I never,
ever thought I'd find myself in a position to defend record companies and movie studios, but I unwittingly started off the devil's
advocate stuff with the last post, so here it goes
Also, I wrote all of this before seeing your response FreeThinking1; I'm still going to post it though because I spent a fair amount of time on it
and it might even make more sense in light of your reply.
Originally posted by wang
Also Mcory, it is not like stealing and apple from a grocery store. When you steal from a store, you are depriving that person of that item.
Piracy is me walking into a gocery store, having a device to be able to duplicate the apple. I have the exact same apple, but i have not deprived
the previous owner of its ownership. That isnt stealing.
You are correct in that, and that's one thing that makes it a kind of difficult situation to argue. Who honestly and directly loses anything when I
spend my time copying 1's and 0's to my computer?
There isn't a direct loss, not like in the instance with stealing something from a store. I release a song onto the internet, it generally costs me
the same for making it available to 1 person as to 1 million people (not counting bandwidth issues which, although can be pricey in some instances,
I'll ignore here.)
The problem lies in the potential, and that's what the record companies and movie studios are complaining about. If I steal an apple from the store,
I'm depriving that company of two potential customers: one person who could afford the apple and was willing to pay for it, and myself who, even
though I most likely wouldn't have paid a dime for it, potentially could have. If I had better ethics and stealing that apple just wasn't for me
regardless of how hungry and poor I was, I would've tried to change my situation (or ensured I was in a better situation) to where I could afford to
buy it. Now the store owner has his income from the sale instead of a loss from a theft.

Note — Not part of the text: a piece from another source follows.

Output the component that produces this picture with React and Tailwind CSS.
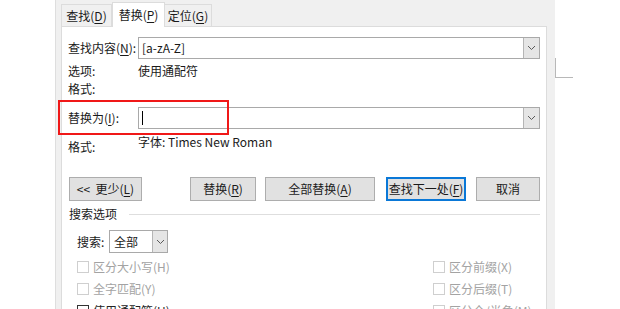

Same goes with pirating--movies, music, or software. Instead of making sure I could afford what ever it is I'm stealing, I'm depriving the company
of the potential revenue. They don't get a direct loss--they don't have an inventory they need to replenish or anything--but their earnings are
down from where they would've been if it was strictly a store release.
If they would've earned say $1 profit off each copy of a single in a store, and would've sold 100,000 copies, that's $100K profit. If 20K of those
were pirated, you can look at it as still $80K profit (the easy way to look at it when you're not running the company) or a $20K loss from what the
company was expecting.
You can also look at it like this. You work your job, you're told by your employer you're going to make $100 for performing at a certain
level--whether it's number of hours, sales, whatever the measuring stick is set to. You plan your budget around that $100, ration out bills, rent,
groceries, etc. You start working, and find that--for some strange reason--other people are doing the work that you were supposed to do, and they've
done 20% of it. Payday comes and your boss tells you "You only did 80% of the job, so I'm only giving you $80."
I know, that's kind of a screwy example, but it's really hard to look at stuff like this objectively when you're talking about companies that make
more in a month than most people make in a year. It's much easier to say "they've got plenty of cash, what are they worried about?" Believe me,
I say that too when there's a song out and I don't want to shell out $15 for a single song on a CD, or a software program that costs more than 2
months salary that I'm wanting to use.